Adams told appellant, "You're going to jail if you fail to take the test. If you don't take the test you're going to jail because I think I have enough to prove D.W.I." For the purpose of this opinion, we will assume that this was a misstatement of the statutory consequences of a refusal. After making this statement, however, Adams gave appellant the proper statutory advice. Tex. Rev. Civ. Stat. Ann. art. 6701l-5, 2(b) (West Supp. 1994). This distinguishes this cause from Erdman and Sells, as does the fact that there is no evidence that appellant relied on Adams's incorrect statement. Ewerokeh v. State, 835 S.W.2d 796 (Tex. App.--Austin 1992, pet. ref'd). Moreover, we fail to understand how appellant's refusal to take the breath test could have been induced by the officer's overstatement of the consequences of refusal. Finally, appellant waived any error when he later stated that he had no objection to the admission of State's exhibit seven, his written refusal to take the breath test. Point of error two is overruled.

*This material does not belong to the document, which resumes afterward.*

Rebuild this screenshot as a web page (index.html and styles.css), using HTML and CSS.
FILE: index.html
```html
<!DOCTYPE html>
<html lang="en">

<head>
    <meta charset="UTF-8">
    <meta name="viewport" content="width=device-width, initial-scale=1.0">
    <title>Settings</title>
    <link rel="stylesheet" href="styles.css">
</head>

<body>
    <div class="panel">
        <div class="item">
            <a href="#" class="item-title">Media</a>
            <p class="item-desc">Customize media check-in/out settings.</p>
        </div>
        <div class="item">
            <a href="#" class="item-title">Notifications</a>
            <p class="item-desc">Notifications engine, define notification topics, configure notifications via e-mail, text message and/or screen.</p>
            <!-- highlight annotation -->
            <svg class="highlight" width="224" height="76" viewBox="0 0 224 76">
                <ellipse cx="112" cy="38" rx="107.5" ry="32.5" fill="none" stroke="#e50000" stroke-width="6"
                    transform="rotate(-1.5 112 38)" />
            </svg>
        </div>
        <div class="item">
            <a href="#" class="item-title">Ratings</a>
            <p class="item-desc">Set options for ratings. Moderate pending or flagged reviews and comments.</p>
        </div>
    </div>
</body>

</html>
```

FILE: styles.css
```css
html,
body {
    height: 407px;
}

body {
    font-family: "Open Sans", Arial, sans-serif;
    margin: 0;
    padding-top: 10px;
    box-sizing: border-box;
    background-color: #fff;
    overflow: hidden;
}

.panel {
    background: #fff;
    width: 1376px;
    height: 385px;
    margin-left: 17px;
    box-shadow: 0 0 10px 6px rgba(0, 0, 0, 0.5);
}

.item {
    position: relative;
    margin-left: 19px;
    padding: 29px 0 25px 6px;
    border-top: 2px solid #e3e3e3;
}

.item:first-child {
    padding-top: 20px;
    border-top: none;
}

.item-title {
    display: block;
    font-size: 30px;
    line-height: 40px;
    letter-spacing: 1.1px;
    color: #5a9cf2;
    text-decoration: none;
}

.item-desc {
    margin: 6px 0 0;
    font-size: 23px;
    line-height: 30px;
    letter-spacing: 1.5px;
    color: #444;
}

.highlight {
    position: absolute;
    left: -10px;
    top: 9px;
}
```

The judgment of conviction is affirmed.

 

Before Chief Justice Carroll, Justices Kidd and B. A. Smith

Affirmed

Filed: June 8, 1994

Do Not Publish

1. Article 14.03(d) authorizes a peace officer to make a warrantless arrest outside his jurisdiction if, in the officer's presence, the person arrested commits a felony or an offense under chapter 42 of the Penal Code.

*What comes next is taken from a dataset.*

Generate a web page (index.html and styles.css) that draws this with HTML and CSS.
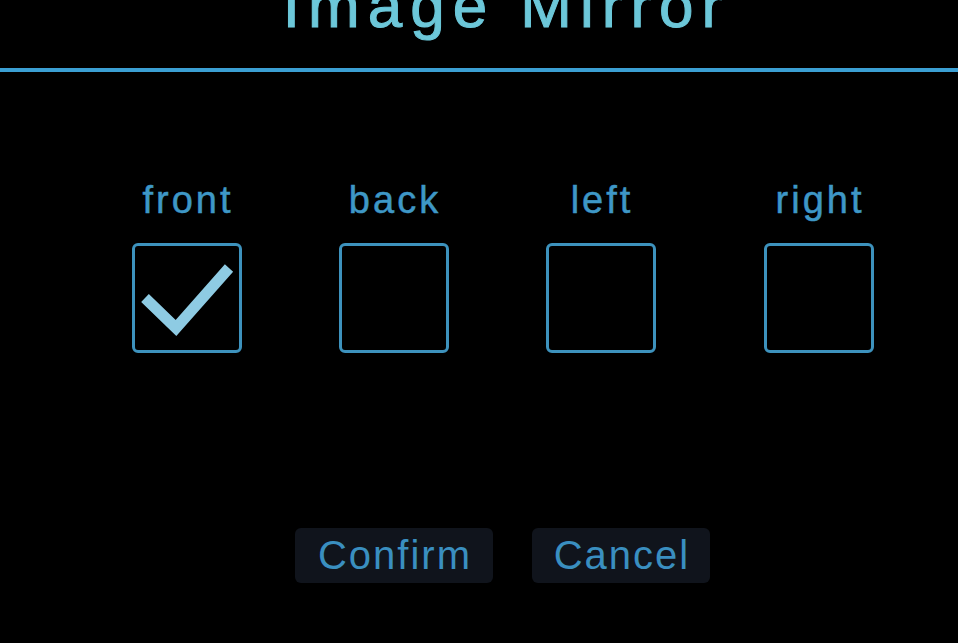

2. According to the State, the evidence shows that Pitts was within his territorial jurisdiction when he first observed appellant's erratic driving. Pitts made no such claim, however, and the testimony cited by the State does not support its assertion.

3. Even if there had been a conflict in the evidence regarding the location of the offense, appellant's requested instruction would not have served to resolve it. The requested instruction, which was five pages long, did not mention the facts of this cause and did not ask the jury to determine whether Pitts was within his territorial jurisdiction when he stopped appellant.